Many 49ers stayed on and found another kind of gold: richly productive new lives in a place where beginning afresh—personally, financially, even spiritually—was already a common rite of passage. In 1850, pried loose by the U.S. victory  in the Mexican War and accelerated by the Gold Rush, California became the 31st state of the United States. New Californians brought the new Golden State into being, plowing its fields, founding its great universities, building its cities.

California’s lustrous reputation was tarnished on the morning of April 18, 1906, when a massive earthquake rocked Northern California and leveled much of San Francisco; what the rolling, rumbling ground didn’t knock down, the ensuing firestorm burned down. Some 3,000 people died. Now, it was San Francisco’s turn to start over. San Francisco dramatized its recovery, and celebrated the new Panama Canal linking the Atlantic and the Pacific, with the splendidly showy Panama-Pacific International Exposition of 1915.

The Rise of Hollywood

Just two years after that optimistic display, the nation plunged into World War I. After the war ended in 1918, still more migrants rushed to California.
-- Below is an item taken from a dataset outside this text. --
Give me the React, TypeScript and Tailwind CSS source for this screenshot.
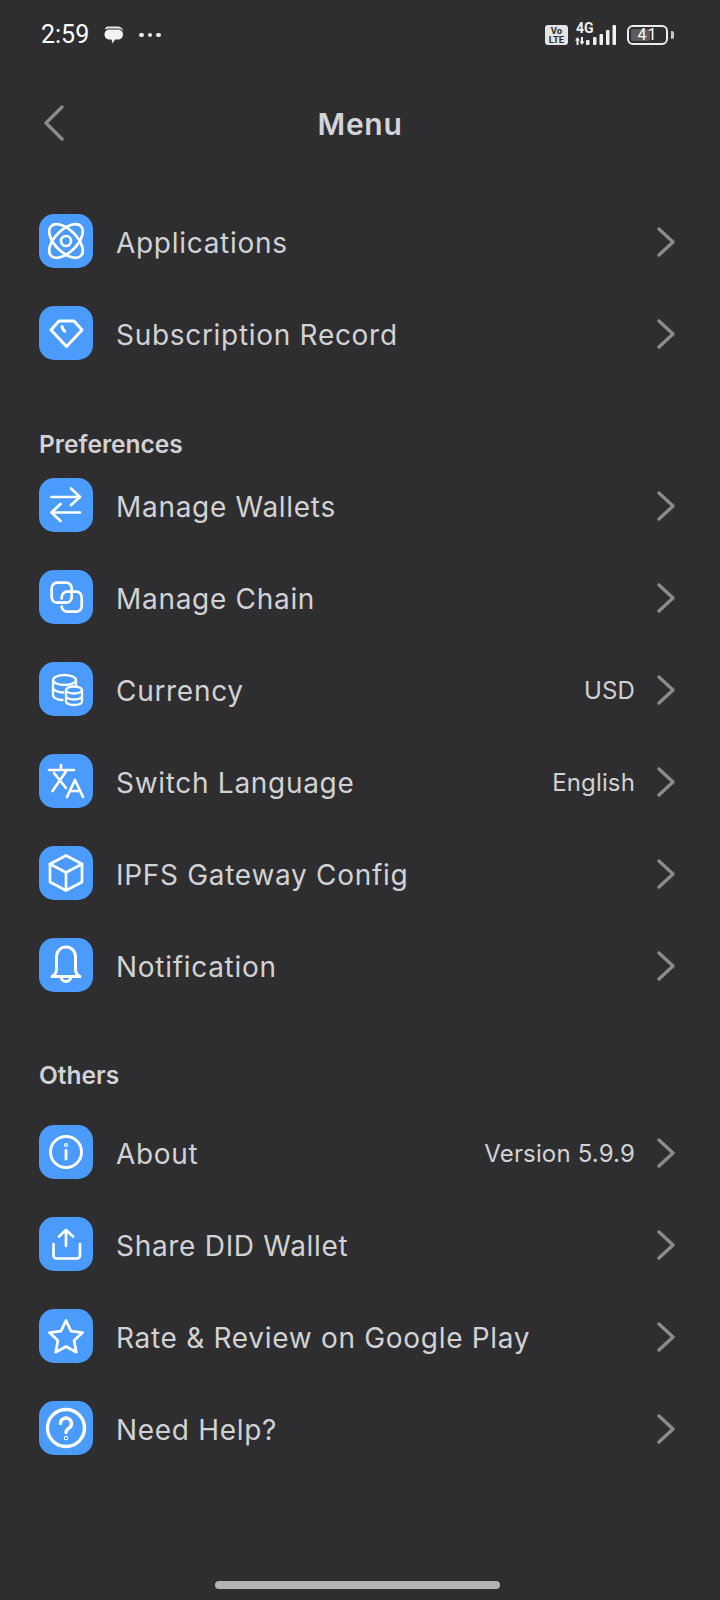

Thomas Edison’s Motion Picture Patents Company, based in New Jersey, held tight control over motion picture cameras and who could make films. These tight restrictions stifled innovation and crippled the film industry so independent filmmakers fled to California where distance made it easier to evade litigation. The reliable sunshine and temperature also made it a more suitable place for filming year-round. In 1920, Los Angeles (and much later San Diego and San Jose) surged past San Francisco in population. The orange groves and dusty byways of old Los Angeles began morphing into “LA”—more specifically, and more mythically, “Hollywood.”
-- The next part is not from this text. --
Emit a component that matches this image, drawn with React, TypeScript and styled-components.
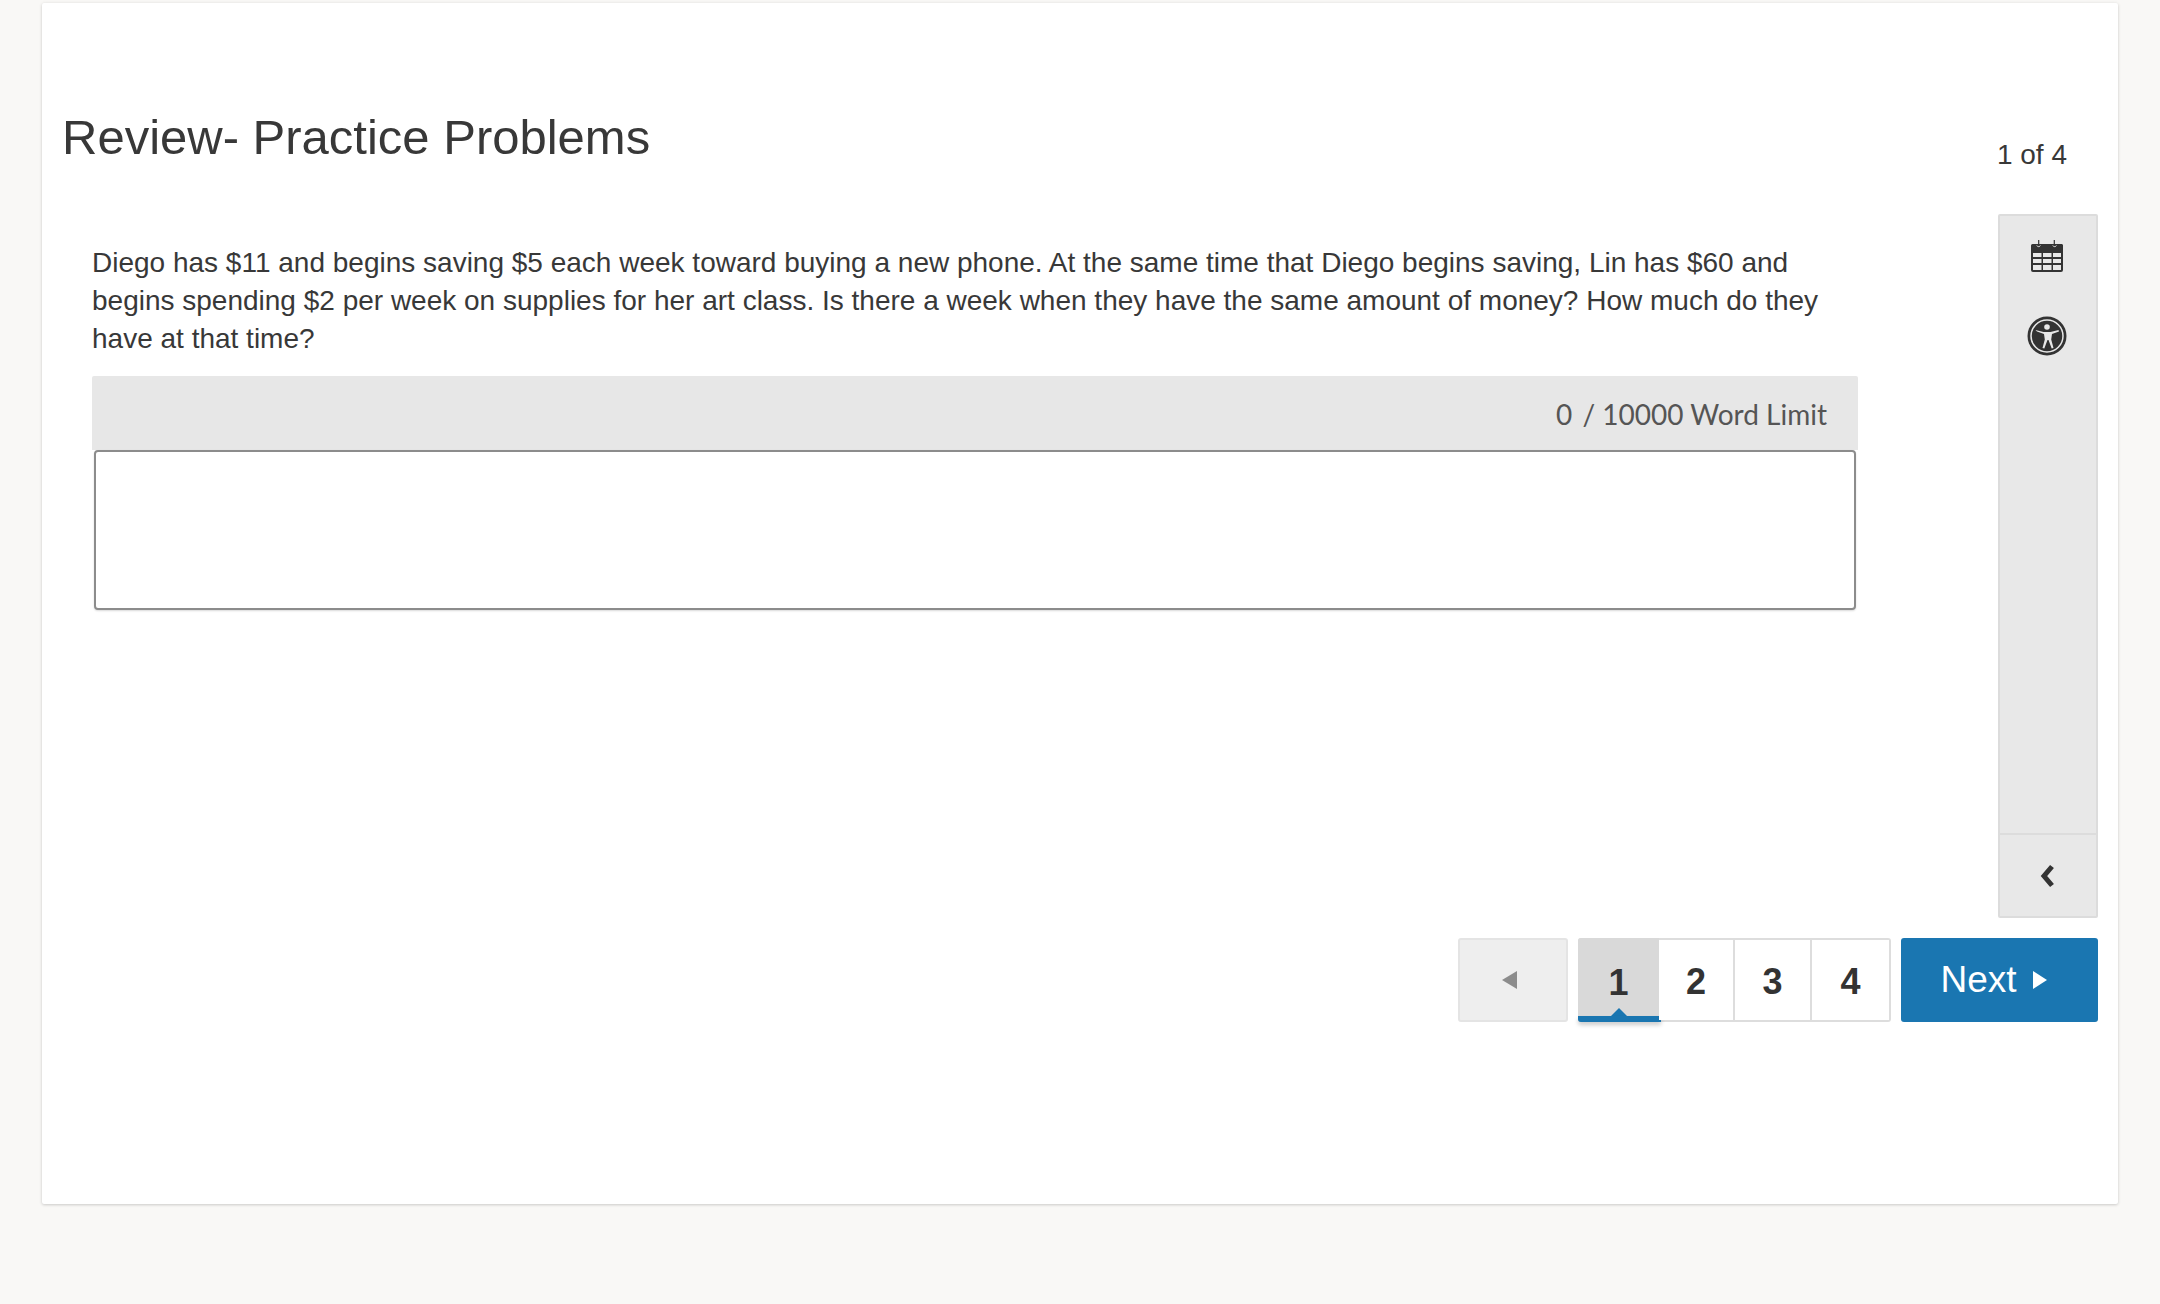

Actors, writers, directors and producers streamed to Los Angeles, growing a quiet cottage industry of silent motion pictures into a technologically advanced business. Stars were born in a place that came to be called “the dream factory.” Not a few of the Dust Bowl migrants who left the drought-stricken Midwest for California in the 1930s got their first impressions of their new home from the dream-weavers of Hollywood. In the 1940s, creative people from Europe such as Billy Wilder and Thomas Mann, fleeing fascism and war to begin anew, lent the movies an Old World artistic sensibility.
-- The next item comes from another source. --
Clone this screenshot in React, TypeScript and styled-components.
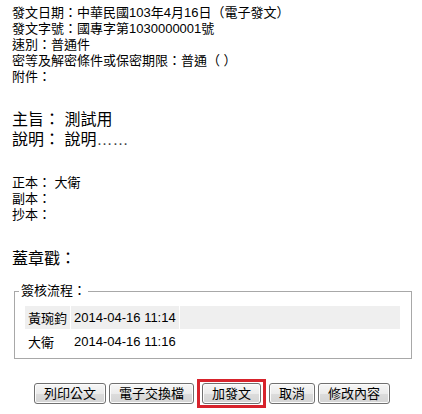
import React from 'react';
import styled, { createGlobalStyle } from 'styled-components';

const GlobalStyle = createGlobalStyle`
    body {
        margin: 0;
        background: #fff;
        color: #000;
        font-family: "Liberation Sans", "Noto Sans CJK TC", sans-serif;
    }
`;

const Page = styled.div`
    width: 422px;
    box-sizing: border-box;
    padding: 5px 10px 0 12px;
`;

const InfoBlock = styled.div<{ $gap?: number }>`
    margin-top: ${(p) => p.$gap ?? 0}px;
    font-size: 13px;
    line-height: 16px;
`;

const BigBlock = styled.div<{ $gap?: number }>`
    margin-top: ${(p) => p.$gap ?? 0}px;
    font-size: 16px;
    line-height: 20px;
`;

const Line = styled.div`
    white-space: nowrap;
`;

const Dots = styled.span`
    color: #444;
`;

const Fieldset = styled.fieldset`
    margin: 14px 0 0 2px;
    width: 398px;
    box-sizing: border-box;
    border: 1px solid #a8a8a8;
    padding: 6px 10px 4px 9px;
    min-inline-size: 0;
`;

const Legend = styled.legend`
    font-size: 13px;
    line-height: 16px;
    padding: 0 2px;
    margin-left: -5px;
`;

const FlowTable = styled.table`
    width: 100%;
    border-collapse: separate;
    border-spacing: 1px;
    font-size: 13px;
`;

const FlowRow = styled.tr<{ $shaded?: boolean }>`
    height: 23px;
    background: ${(p) => (p.$shaded ? '#efefef' : 'transparent')};
`;

const Cell = styled.td<{ $w?: number }>`
    padding: 0 3px;
    white-space: nowrap;
    width: ${(p) => (p.$w ? `${p.$w - 6}px` : 'auto')};
`;

const ButtonRow = styled.div`
    margin-top: 20px;
    display: flex;
    justify-content: center;
    align-items: center;
    gap: 3px;
`;

const Button = styled.button`
    height: 21px;
    padding: 0 9px;
    font-family: inherit;
    font-size: 13px;
    line-height: 19px;
    color: #000;
    border: 1px solid #707070;
    border-radius: 3px;
    background: linear-gradient(#f7f7f7, #ebebeb 50%, #dcdcdc 51%, #d4d4d4);
    box-shadow: inset 0 0 0 1px #fcfcfc;
    cursor: pointer;
`;

const Highlight = styled.span`
    display: inline-flex;
    border: 3px solid #d7232c;
    padding: 1px 2px;
`;

const flow = [
    { name: '黃琬鈞', time: '2014-04-16 11:14' },
    { name: '大衛', time: '2014-04-16 11:16' },
];

function App() {
    return (
        <Page>
            <GlobalStyle />
            <InfoBlock>
                <Line>發文日期：中華民國103年4月16日（電子發文）</Line>
                <Line>發文字號：國專字第1030000001號</Line>
                <Line>速別：普通件</Line>
                <Line>密等及解密條件或保密期限：普通（ ）</Line>
                <Line>附件：</Line>
            </InfoBlock>

            <BigBlock $gap={25}>
                <Line>主旨： 測試用</Line>
                <Line>
                    說明： 說明<Dots>……</Dots>
                </Line>
            </BigBlock>

            <InfoBlock $gap={25}>
                <Line>正本： 大衛</Line>
                <Line>副本：</Line>
                <Line>抄本：</Line>
            </InfoBlock>

            <BigBlock $gap={26}>
                <Line>蓋章戳：</Line>
            </BigBlock>

            <Fieldset>
                <Legend>簽核流程：</Legend>
                <FlowTable>
                    <tbody>
                        {flow.map((f, i) => (
                            <FlowRow key={f.time} $shaded={i % 2 === 0}>
                                <Cell $w={44}>{f.name}</Cell>
                                <Cell $w={105}>{f.time}</Cell>
                                <Cell />
                            </FlowRow>
                        ))}
                    </tbody>
                </FlowTable>
            </Fieldset>

            <ButtonRow>
                <Button>列印公文</Button>
                <Button>電子交換檔</Button>
                <Highlight>
                    <Button>加發文</Button>
                </Highlight>
                <Button>取消</Button>
                <Button>修改內容</Button>
            </ButtonRow>
        </Page>
    );
}

export default App;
California’s story since World War II has featured growth and more growth. Combined with in-country migration, global immigration made California the most populous state in the Union in 1962.

A Center for Change

From the 1960s on, California has been, in a positive sense, the most disruptive state in the nation. Student political activism, the hip counter-culture and early awakenings of the New Age movement, found fertile ground in California. The in-season, sustainable, slow-food movement arguably took root fastest in California. American environmentalism in large part began in California, when Scottish immigrant John Muir founded the Sierra Club in San Francisco back in 1892 and took President Theodore Roosevelt camping amid the natural wonders of Yosemite Valley in 1903.

From the 1980s on, Silicon Valley has joined Hollywood as a creative lodestar for the whole planet. In the present decade, Silicon Valley reached northward, dramatically transforming the economy and even the culture of San Francisco. The high-technology world has enshrined risk-taking, innovation, learning from failure and—you guessed it—starting over. Quoting another California innovation, the 1960s Whole Earth Catalog, Apple’s Steve Jobs urged Stanford University graduates in a commencement speech in 2005 to “stay hungry, stay foolish.” 

Californians, across centuries and cultures, always have.

Pop Culture Icons

California has long been embedded in the popular culture of the USA and, indeed, much of the world. Among the pop culture favorites created in California are the Frisbee, the Barbie Doll, skateboards, fortune cookies and denim jeans.

Nature’s Extremes

The highest point in the continental United States, 14,505-foot Mount Whitney, and the lowest point, 282 feet below sea level in Death Valley, are about 100 miles apart in Southern California.